Sheet Pan Chorizo with Spanish-Style Potatoes

Tip: The
sausage releases liquid as it cooks, which affects the texture of the onions
and their ability to brown. If preferred, the onions can be sautéed in a
skillet while the sausage and potatoes roast.
Prep time: 15 minutes
Cook time: 35-40 minutes
Serves: 4
Ingredients:
1 medium sweet onion, cut into thin wedges
2 T. extra virgin olive oil, divided
1 t. garlic powder, divided
Sea salt & black pepper, to taste
1¼ lbs. chorizo sausage links
20 oz. fingerling potatoes, cut into equal bite-sized pieces
1½ t. smoked paprika
1 T. tomato paste
3 T. fresh parsley, chopped
Directions:
1. Place
top oven rack in the center position and pre-heat oven to 425°F. Line a large,
rimmed baking sheet with parchment paper or a Silpat™ baking mat. Set aside.
2. Add
onion, one tablespoon olive oil, and a half teaspoon of garlic powder to a
medium-sized bowl. Season with salt and black pepper, to taste, and toss to
combine. Set aside.
3. Place
the sausage links onto the prepared baking sheet and spread the seasoned onions
around them in a single layer without overcrowding.
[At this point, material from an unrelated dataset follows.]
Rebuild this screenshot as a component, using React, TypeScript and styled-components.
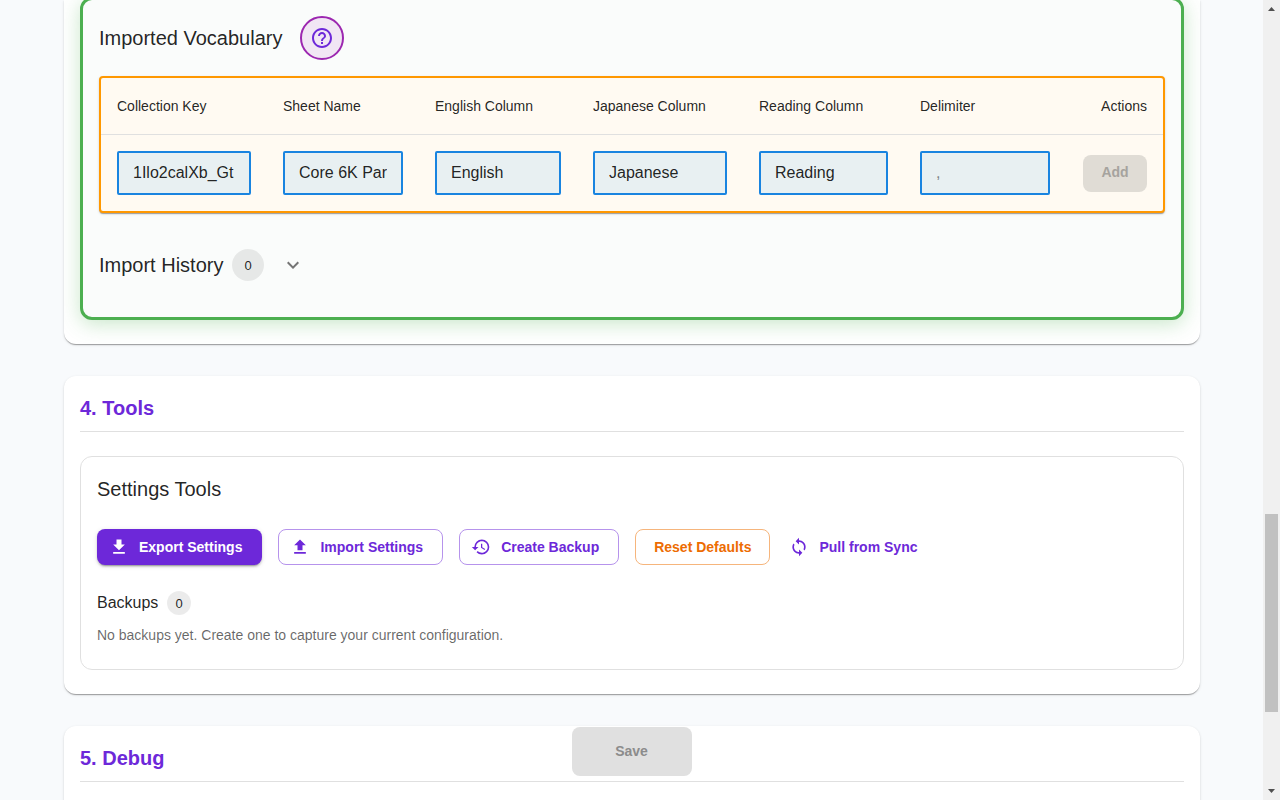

Set aside.
4. Place
the potatoes to the same bowl used for the onions and drizzle with the remaining
olive oil. Add the smoked paprika, tomato paste, and the remaining garlic
powder. Season with salt and black pepper, to taste, and toss to combine.
5. Arrange
the seasoned potatoes onto the same baking sheet, making sure all ingredients
are spread into a single layer without overcrowding. Place baking sheet into
the preheated oven for 35-40 minutes, turning the sausage, onions, and
potatoes after 15 minutes. The potatoes should be fork-tender when done.
6. Remove
the sheet pan from the oven and transfer the roasted potatoes to a medium-sized
bowl. Toss with fresh parsley to combine. Slice the sausage and serve
immediately along with the roasted onions and Spanish-style potatoes. Enjoy!